Waithaka Kioni: Kenya Volleyball Federation
When the history of Kenya volleyball is written, Waithaka Kioni will have a chapter reserved for him. The man from Nyeri wears many hats. He is a former journalist, public administrator, businessman and distinguished sports administrator.
Having fallen in love with volleyball, Kioni first took the reigns at Kenya Volleyball Federation (KVF) after winning the chairman’s post in 1998. He would later resign after serving for two years.
He, however, bounced back in 2006 and has been at the helm of volleyball since then. Kioni, who also doubles up as National Olympic Committee of Kenya (Nock)’s second vice president and Confederation of African Volleyball vice president has made it clear that he will not be seeking another term when KVF goes for polls in 2022.
Charles Nyaberi: Kenya Volleyball and National Sports Council
A persuasive administrator, Charles Nyaberi is not only blessed with public speaking skills but also interpersonal relationships. He’s the smooth operator in town.
Currently serving as KVF vice president, Nyaberi, who holds a Masters of Arts degree in Project Management from the University of Nairobi, has been in volleyball slightly longer than Kioni.
Nyaberi, a former player, won his first post in volleyball as the federation’s Fixtures Secretary in the 1994 elections. He served as the second vice chairman between 1998 and 2002.
Nyaberi would later head the federation between 2003 and 2005 following the death of Patrick Kiambata (chairman). He had been elected as the first vice chairman.
Nyaberi, who is also the National Sports Council (NSC) treasurer, missed out in the 2006/2010 election after losing to Chris Makhoha by a single vote. But he made a comeback later when he recaptured the first vice president in 2018 elections.
At the National Sports Council, Nyaberi is in charge of financial forecasting, planning and budgeting as well as resource mobilization. He is also in charge of dispute resolution and supervision of all sports federations’ elections.
Nahashon Randiek: Kenya Hockey Union
Colonel (Rtd) Nahashon Randiek has declared intention to run for NOCK’s vice chairman post in the forthcoming elections. He will battle it out with Shadrack Maluki and John Kilonzo.
Randiek is an experienced administrator. He has been at the helm of hockey leadership since 2014, having taken over from Resham Bains who served from 2005 to 2013.
Agnes Flora Oluoch: Kenya National Paralympics Committee
You might best remember Agnes Oluoch for her exemplary performance at the 2010 Commonwealth Games in New Delhi.
Oluoch, a para player finished eighth in the women’s shot put (F32–34/52/53).

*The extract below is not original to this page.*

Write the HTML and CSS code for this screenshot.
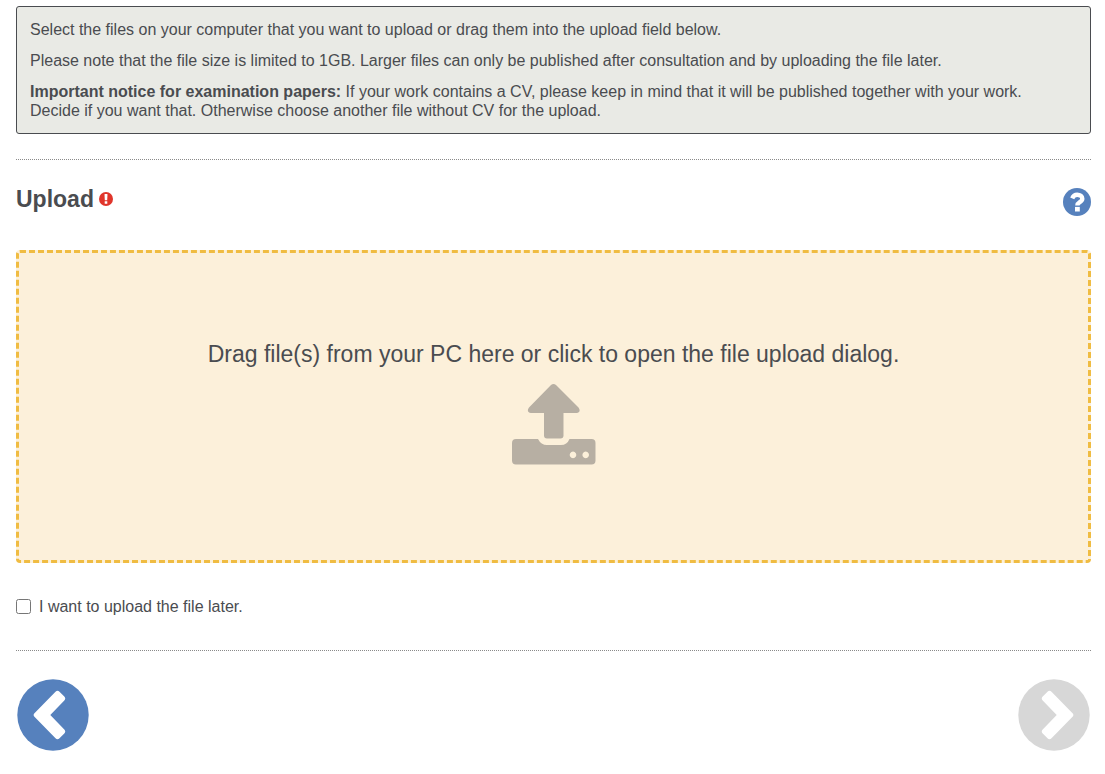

She served as Kenya National Paralympics Committee (KNPC) treasurer immediately after retirement.
After serving for one term, an ambitious Oluoch went for the big seat – the chair lady’s post which she won in 2014.
But her leadership was thrown into disarray just a year later when a faction led by Dennis Muga suspended her from office citing, “favouritism in the selection of two national players for a Dream Team Programme in Gangwon Province, South Korea.”
She was however saved by the Sports Disputes Tribunal (SDT) following her reinstatement as the KNSC President.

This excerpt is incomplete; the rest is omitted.